The State of the U.S. Worker Cooperative Movement

By Abby Scher, Research|Action member.

In mid-October, we got a preview of Democracy at Work’s (DAWI) latest census of worker cooperatives and democratic workplaces (think collectively run nonprofits) at the U.S. Federation of Worker Cooperative’s annual meeting in Baltimore. There were 414 of these workplaces in the United States in 2018, reported Tim Palmer, DAWI’s outgoing research director, with another 50 in Puerto Rico, an island hugely motivated to cooperate following the devastation of Hurricane Maria in 2017.

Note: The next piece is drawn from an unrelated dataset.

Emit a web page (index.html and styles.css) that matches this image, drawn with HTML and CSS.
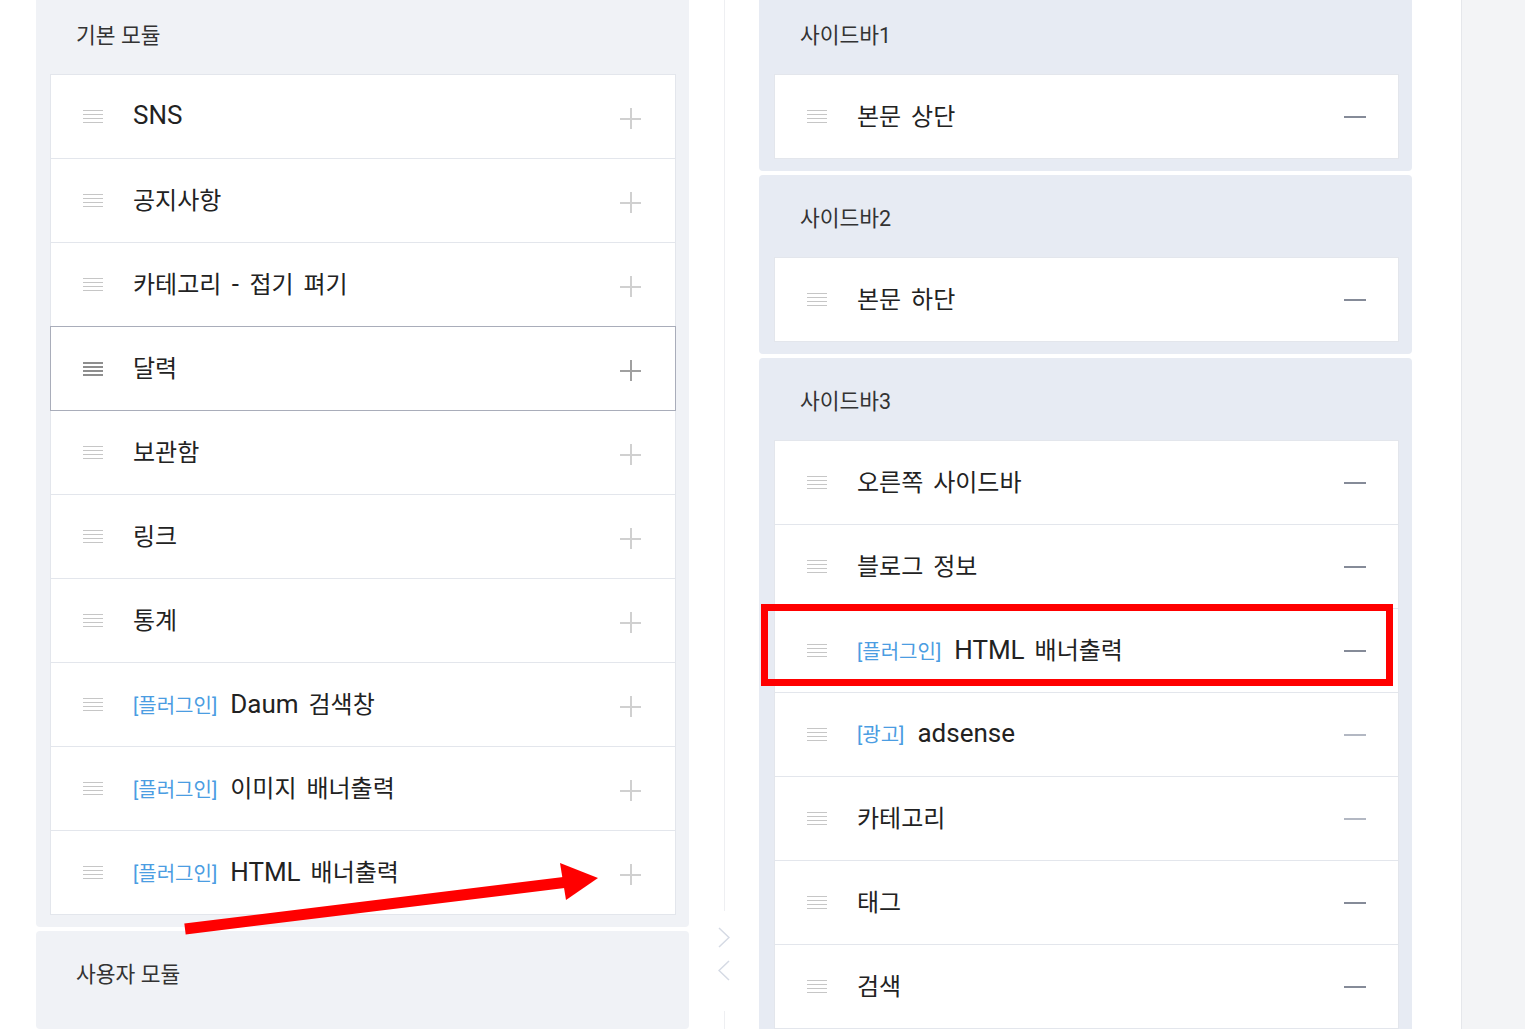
FILE: index.html
```html
<!DOCTYPE html>
<html lang="ko">
  <head>
    <meta charset="UTF-8" />
    <meta name="viewport" content="width=device-width, initial-scale=1.0" />
    <title>모듈 설정</title>
    <link rel="stylesheet" href="styles.css">
  </head>
  <body>
    <div class="page">
      <div class="column">
        <section class="panel basic">
          <h2 class="panelTitle">기본 모듈</h2>
          <ul class="modules">
            <li class="module"><span class="handle"></span><span class="name"><span class="en">SNS</span></span><span class="add"></span></li>
            <li class="module"><span class="handle"></span><span class="name">공지사항</span><span class="add"></span></li>
            <li class="module"><span class="handle"></span><span class="name">카테고리<span class="en"> - </span>접기 펴기</span><span class="add"></span></li>
            <li class="module hover"><span class="handle"></span><span class="name">달력</span><span class="add"></span></li>
            <li class="module"><span class="handle"></span><span class="name">보관함</span><span class="add"></span></li>
            <li class="module"><span class="handle"></span><span class="name">링크</span><span class="add"></span></li>
            <li class="module"><span class="handle"></span><span class="name">통계</span><span class="add"></span></li>
            <li class="module"><span class="handle"></span><span class="name"><em class="tag">[플러그인]</em><span class="en">Daum</span>&nbsp;검색창</span><span class="add"></span></li>
            <li class="module"><span class="handle"></span><span class="name"><em class="tag">[플러그인]</em>이미지 배너출력</span><span class="add"></span></li>
            <li class="module"><span class="handle"></span><span class="name"><em class="tag">[플러그인]</em><span class="en">HTML</span>&nbsp;배너출력</span><span class="add"></span></li>
          </ul>
        </section>
        <section class="panel">
          <h2 class="panelTitle">사용자 모듈</h2>
        </section>
      </div>

      <div class="divider">
        <div class="line top"></div>
        <div class="moveButtons">
          <svg width="12" height="21" viewBox="0 0 12 21"><path d="M1 1 L11 10.5 L1 20" fill="none" stroke="#d5dae4" stroke-width="1.5"/></svg>
          <svg width="12" height="21" viewBox="0 0 12 21"><path d="M11 1 L1 10.5 L11 20" fill="none" stroke="#d5dae4" stroke-width="1.5"/></svg>
        </div>
        <div class="line"></div>
      </div>

      <div class="column">
        <section class="panel sidebar">
          <h2 class="panelTitle">사이드바1</h2>
          <ul class="modules">
            <li class="module"><span class="handle"></span><span class="name">본문 상단</span><span class="remove"></span></li>
          </ul>
        </section>
        <section class="panel sidebar">
          <h2 class="panelTitle">사이드바2</h2>
          <ul class="modules">
            <li class="module"><span class="handle"></span><span class="name">본문 하단</span><span class="remove"></span></li>
          </ul>
        </section>
        <section class="panel sidebar">
          <h2 class="panelTitle">사이드바3</h2>
          <ul class="modules">
            <li class="module"><span class="handle"></span><span class="name">오른쪽 사이드바</span><span class="remove"></span></li>
            <li class="module"><span class="handle"></span><span class="name">블로그 정보</span><span class="remove"></span></li>
            <li class="module"><span class="handle"></span><span class="name"><em class="tag">[플러그인]</em><span class="en">HTML</span>&nbsp;배너출력</span><span class="remove"></span></li>
            <li class="module"><span class="handle"></span><span class="name"><em class="tag">[광고]</em><span class="en">adsense</span></span><span class="remove light"></span></li>
            <li class="module"><span class="handle"></span><span class="name">카테고리</span><span class="remove light"></span></li>
            <li class="module"><span class="handle"></span><span class="name">태그</span><span class="remove"></span></li>
            <li class="module"><span class="handle"></span><span class="name">검색</span><span class="remove"></span></li>
          </ul>
        </section>
      </div>

      <div class="gutter"></div>
      <div class="preview"></div>
    </div>

    <!-- annotations drawn over the screenshot -->
    <div class="highlight"></div>
    <svg class="arrow" width="1525" height="1029" viewBox="0 0 1525 1029">
      <line x1="185" y1="929" x2="568" y2="882" stroke="#ff0000" stroke-width="11"/>
      <polygon points="598,878 560,863 566,900" fill="#ff0000"/>
    </svg>
  </body>
</html>
```

FILE: styles.css
```css
* {
  box-sizing: border-box;
}

body {
  margin: 0;
  height: 1029px;
  overflow: hidden;
  position: relative;
  background-color: white;
  font-family: Roboto, "Noto Sans CJK KR", sans-serif;
  color: #222;
}

.page {
  display: flex;
  margin-top: -8px;
  padding-left: 36px;
  height: 1037px;
}

.column {
  width: 653px;
  display: flex;
  flex-direction: column;
  gap: 4px;
}

.panel {
  background-color: #f0f2f6;
  border-radius: 4px;
  padding: 8px 13px 12px 14px;
}
.panel.sidebar {
  background-color: #e7ebf3;
  padding-left: 15px;
}
.column .panel:last-child {
  flex: 1;
}

.panelTitle {
  margin: 0;
  height: 74px;
  display: flex;
  align-items: center;
  padding: 0 0 7px 26px;
  font-size: 21.5px;
  font-weight: normal;
  color: #333;
}

.modules {
  list-style: none;
  margin: 0;
  padding: 0;
}

.module {
  display: flex;
  align-items: center;
  height: 85px;
  margin-top: -1px;
  background-color: white;
  border: 1px solid #e3e6ec;
  position: relative;
}
.module:first-child {
  margin-top: 0;
}
.module.hover {
  border-color: #a9adba;
  z-index: 1;
}

.handle {
  width: 20px;
  height: 14px;
  margin-left: 32px;
  margin-right: 30px;
  background: repeating-linear-gradient(#c6c6c6 0 1px, transparent 1px 4px);
}
.module.hover .handle {
  background: repeating-linear-gradient(#8e8e8e 0 2px, transparent 2px 4px);
}

.name {
  font-size: 24px;
  display: flex;
  align-items: baseline;
  white-space: pre;
  word-spacing: 4px;
  padding-bottom: 4px;
}

.en {
  font-size: 26px;
}

.tag {
  font-style: normal;
  font-size: 20px;
  color: #4b9de2;
  margin-right: 13px;
}

.add {
  margin-left: auto;
  margin-right: 34px;
  width: 21px;
  height: 21px;
  position: relative;
  top: 2px;
}
.add::before,
.add::after {
  content: "";
  position: absolute;
  background-color: #d0d0d0;
}
.add::before {
  left: 0;
  right: 0;
  top: 10px;
  height: 2px;
}
.add::after {
  top: 0;
  bottom: 0;
  left: 10px;
  width: 2px;
}
.module.hover .add::before,
.module.hover .add::after {
  background-color: #a0a0a0;
}

.remove {
  margin-left: auto;
  margin-right: 32px;
  width: 22px;
  height: 2px;
  background-color: #858b98;
}
.remove.light {
  background-color: #b3b8c3;
}

.divider {
  width: 70px;
  display: flex;
  flex-direction: column;
  align-items: center;
}
.line {
  width: 1px;
  flex: 1;
  background-color: #eeeff2;
}
.line.top {
  flex: none;
  height: 919px;
}
.moveButtons {
  height: 100px;
  display: flex;
  flex-direction: column;
  align-items: center;
  gap: 12px;
  padding-top: 16px;
}

.gutter {
  width: 50px;
  border-right: 1px solid #e5e7eb;
}
.preview {
  flex: 1;
  background-color: #f3f4f6;
}

.highlight {
  position: absolute;
  left: 761px;
  top: 604px;
  width: 632px;
  height: 82px;
  border: 7px solid #ff0000;
  pointer-events: none;
}

.arrow {
  position: absolute;
  left: 0;
  top: 0;
  pointer-events: none;
}
```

Drawing on a survey with 106 respondents, Palmer found an average hourly wage of $19.67 – kind of underwhelming – but also a surprising proportion of cooperatives distributing “patronage” payments at the end of the year. One third did, with the average payment about $8,241. The membership is heavily female (62%) and heavily Latinx (37%), no doubt due to the huge impact of Cooperative Home Care Associates in the Bronx, the nation’s largest worker cooperative with 2,200 workers (not all owners).

And that gets me to a number I didn’t catch in his presentation, which is the miserable number of total worker cooperators in the country, which is probably still hovering around 6,700 workers.

This is a tiny movement that Research|Action is part of. At least, we are part of the tiny worker cooperative wing of the cooperative movement, since credit unions and producer cooperatives seem to be operating at scale. Why this is the case was sprinkled throughout the topics of some of the sessions at the Eastern Conference for Workplace Democracy, where USFWC’s annual meeting was held. Two sessions dealt with conflict resolution. Another was on “preventing burnout and power dynamics in worker cooperatives.” Then there were the sessions on accessing loans and capital, a common logjam. I chatted with one Bronx cooperator who said if she were to do it over again, she would have gone on a tight savings plan with her future partners and have $10,000 in the bank each before launching their business.  Shouldering the worry of maintaining a business in capitalism is not easy.

People are hoping our movement will get less tiny since last year’s bipartisan Main Street Employee Ownership Act directed the U.S. Small Business Administration (SBA) to update its guidelines so that its loan program no longer discriminates against employee-owned businesses. Business conversions to cooperatives in particular could be helped, hugely motivating for Congress with the “silver tsunami” of retirements coming our country’s way: the law provides for faster disbursement of loans financing the conversion of traditional companies to employee ownership. That is, if we learn to talk the language of retiring business owners, who are interested in money, not social experiments in cooperation, as Matthew Cropp of the Vermont Employee Ownership Center and Rob Brown of Cooperative Development Institute explained. The business owners are trying to fund their retirements after all.

The SBA guidelines shape lending throughout the financial system, so updating them could be a big help in tackling the financing and cash flow drought worker cooperatives face. But while SBA offices in New York State, for instance, have jumped on board to implement the act, word is that other SBAs are dragging their feet, requiring more lobbying. Kate LaTour, government relations manager of the National Cooperative Business Association, told the group that we’ve got to keep working, “hiking the hill,” talking to legislators, and inviting them to join the bipartisan cooperative business caucus to show support and do any other action needed for this law to really take hold.

If it does take hold, we still need to consider the other dynamics limiting the scale of the movement, and what they might mean.